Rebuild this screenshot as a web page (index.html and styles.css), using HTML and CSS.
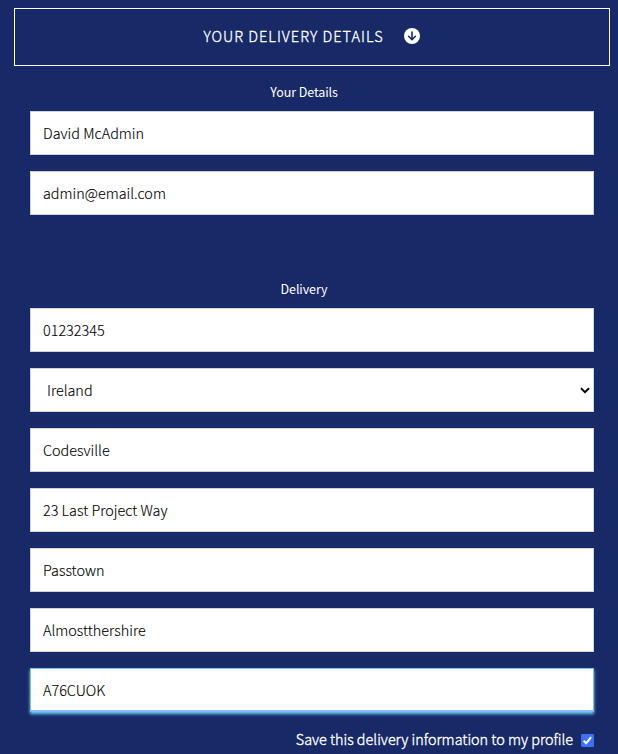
FILE: index.html
```html
<!DOCTYPE html>
<html lang="en">
<head>
<meta charset="utf-8">
<title>Your Delivery Details</title>
<link rel="stylesheet" href="styles.css">
</head>
<body>
<main class="page">
  <button class="toggle" type="button">
    <span>YOUR DELIVERY DETAILS</span>
    <svg class="toggle-icon" viewBox="0 0 16 16" aria-hidden="true"><circle cx="8" cy="8" r="8" fill="#fff"/><path d="M8 4v7.6M4.6 8.3 8 11.7l3.4-3.4" fill="none" stroke="#182968" stroke-width="1.6" stroke-linecap="round" stroke-linejoin="round"/></svg>
  </button>
  <form class="form">
    <fieldset class="group details">
      <legend class="legend">Your Details</legend>
      <input class="field name" type="text" value="David McAdmin" aria-label="Full name">
      <input class="field email" type="text" value="admin@email.com" aria-label="Email">
    </fieldset>
    <fieldset class="group">
      <legend class="legend">Delivery</legend>
      <input class="field phone" type="text" value="01232345" aria-label="Phone">
      <div class="select-wrap">
        <select class="field country" aria-label="Country"><option>Ireland</option></select>
        <svg class="chevron" viewBox="0 0 10 7" aria-hidden="true"><path d="M1 1.3 5 5.1 9 1.3" fill="none" stroke="#000" stroke-width="2"/></svg>
      </div>
      <input class="field town" type="text" value="Codesville" aria-label="Town">
      <input class="field street" type="text" value="23 Last Project Way" aria-label="Street address 1">
      <input class="field street2" type="text" value="Passtown" aria-label="Street address 2">
      <input class="field county" type="text" value="Almostthershire" aria-label="County">
      <input class="field postcode is-focused" type="text" value="A76CUOK" aria-label="Postcode">
    </fieldset>
    <label class="save">
      <span class="save-text">Save this delivery information to my profile</span>
      <input class="save-input" type="checkbox" checked>
      <svg class="check" viewBox="0 0 13 13" aria-hidden="true"><rect width="13" height="13" rx="1.2" fill="#3b70f7"/><path d="m2.7 6.8 2.4 2.5 5-6.2" fill="none" stroke="#fff" stroke-width="2"/></svg>
    </label>
  </form>
</main>
</body>
</html>
```
FILE: styles.css
```css
* { box-sizing: border-box; }

body {
  margin: 0;
  background: #182968;
  color: #fff;
  font-family: "Source Sans Pro", "Noto Sans CJK JP", sans-serif;
  overflow: hidden;
}

.page { padding: 8px 8px 0 14px; }

.toggle {
  display: flex;
  align-items: center;
  justify-content: center;
  gap: 20px;
  width: 100%;
  height: 58px;
  padding: 0 1px 2px 0;
  border: 1px solid #fff;
  background: transparent;
  color: #fff;
  font: 300 14.5px/24px "Source Sans Pro", "Noto Sans CJK JP", sans-serif;
  letter-spacing: 1px;
  -webkit-text-stroke: 0.3px #fff;
}

.toggle-icon { width: 16px; height: 16px; }

.form { padding: 17px 16px 0; }

.group {
  display: flex;
  flex-direction: column;
  gap: 16px;
  margin: 0;
  padding: 0;
  border: 0;
}

.details { margin-bottom: 65px; }

.legend {
  width: 100%;
  height: 28px;
  padding: 0 16px 0 0;
  font-size: 12.5px;
  font-weight: 400;
  letter-spacing: -0.1px;
  line-height: 18px;
  text-align: center;
}

.field {
  display: block;
  width: 100%;
  height: 44px;
  padding: 0 12px 2px;
  border: 1px solid #ced4da;
  border-radius: 0;
  outline: 0;
  background: #fff;
  color: #000;
  font: 300 14.4px/24px "Source Sans Pro", "Noto Sans CJK JP", sans-serif;
  -webkit-text-stroke: 0.12px #000;
}

.is-focused {
  border-color: #80bdff;
  box-shadow: inset 0 -1px 0 #80bdff, 0 2px 3px #6fd0f5;
}

.select-wrap { position: relative; }

.country { appearance: none; padding: 0 16px; }

.chevron {
  position: absolute;
  right: 4px;
  top: 19px;
  width: 10px;
  height: 7px;
}

.save {
  display: flex;
  align-items: center;
  justify-content: flex-end;
  gap: 8px;
  height: 24px;
  margin-top: 16px;
  font-size: 14.4px;
  font-weight: 300;
  line-height: 24px;
  -webkit-text-stroke: 0.35px #fff;
}

.save-text { margin-top: -2px; }
.save-input { display: none; }
.check { width: 13px; height: 13px; }
```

◆ **Requirement**
Copy every line that includes the string "this" from the material above.

◆ **Reply to the task**
Rebuild this screenshot as a web page (index.html and styles.css), using HTML and CSS.
      <span class="save-text">Save this delivery information to my profile</span>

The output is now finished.